Hey everyone!I am due to start a university dissertation and have decided to explore the support (or lack of) offered by the National Health Service to sufferes of anxiety. My question is in its early stages and will need clearing up and there may be other factors I need to consider or make more clear, but really I'd like to get a few comments from anyone out there who has something to say...For those of you with anxiety issues/phobias etc, how have you found your experience of doctor/NHS support?
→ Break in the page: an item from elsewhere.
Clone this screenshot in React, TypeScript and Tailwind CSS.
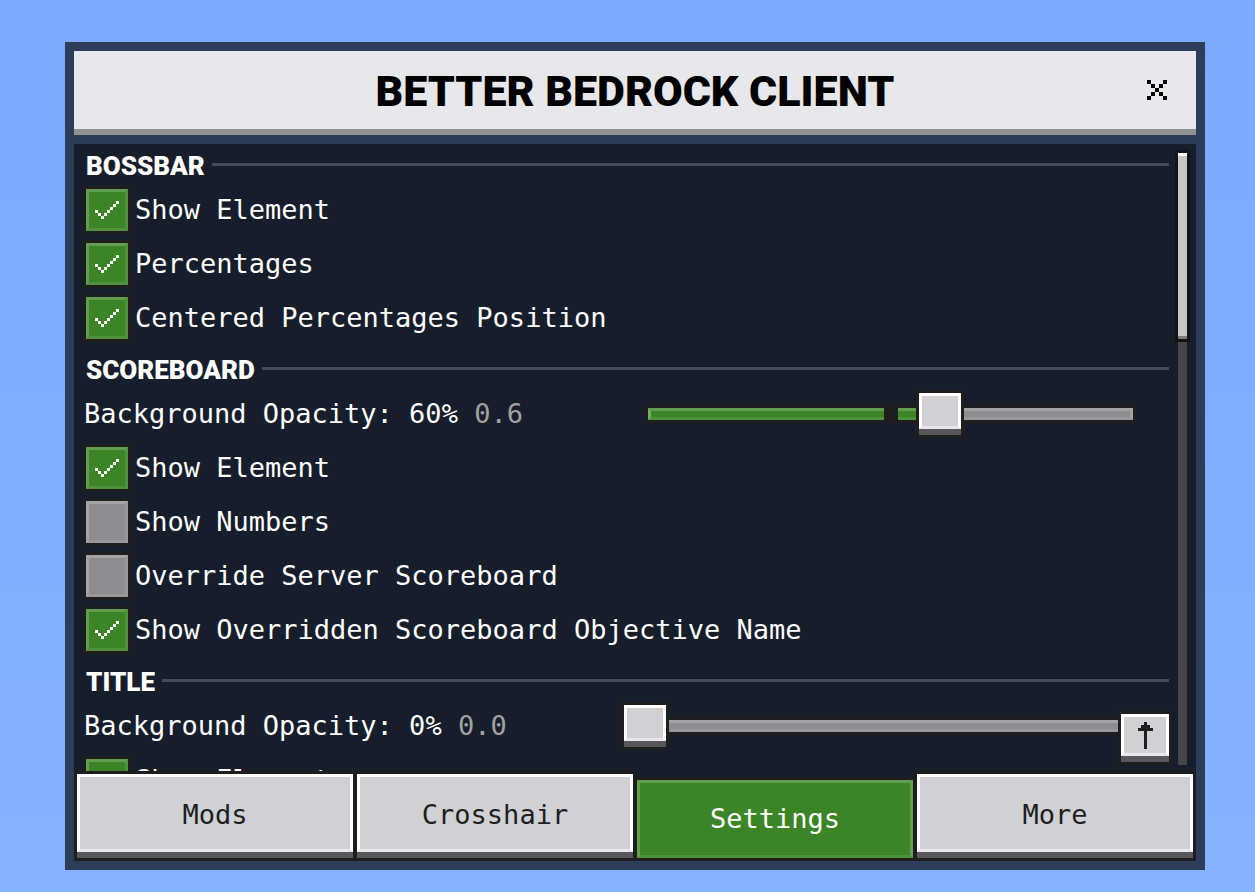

If they were not supportive, how did you get the support you required, or are you still trying to? (I won't be using any comments you offer in response to this post for my dissertation, I'm just trying to see if I have a fair argument going).Do you know of any organisations which were set up because of the lack of NHS support? (SA UK and NPS are the main ones I'm aware of on the internet but I still have to research non-internet support).Any comments or information will be gratefully received, and if any non-UK residents have any responses they are more than welcome.Thanks everyone!


----------



## trbell (Nov 1, 2000)

you might also get some responses on the anxiety forum http://www.ibsgroup.org/cgi-local/ubbcgi/u...32;DaysPrune=30 tom


----------



## eric (Jul 8, 1999)

Yarnie, send and email to Mike Mahoney on this he maybe able to help you, he is very knowledgable and has a lot of experience with the NHS.timelineservices###aol.com


----------



## Guest (Nov 1, 2002)

Regarding your question r/t support.... I have found in general that psychiatrists are not very helpful. After I went through several of those and a few more psychologists I found a social worker who was able to reach me where none of the stuff shirts could. In my opinion, Pat was able to help me because she had experienced what I was going through.She has never been aloof like most of the PHd's or physicians have been.... she came down to me.... to my level.... She gave me her Love and support.....and today..... I am progressing because of her.She cares.All the facts, information, treatments and heresay can't even begin to effect the kind of healing as does human compassion.Regards, Evie


----------



## Guest (Nov 1, 2002)

P.S. My therapist, Pat, was taught to grow and learn with her clients. I don't know what I would do without her reassurance.


----------



## Yarnie (Jul 15, 2002)

Thanks a lot for your help! I shall try mailing Mike and see what he has to say, and thanks for all the other comments! I agree that compassion does make a big difference...it's not just medical jargon that gets you through it!


----------



## Nikki (Jul 11, 2000)

Yarnie, what uni are you studying at?I would second that! Email Mike Mahoney. He;s the man...


----------



## Yarnie (Jul 15, 2002)

I'm studying at Goldsmiths...are you studying nearby too?


----------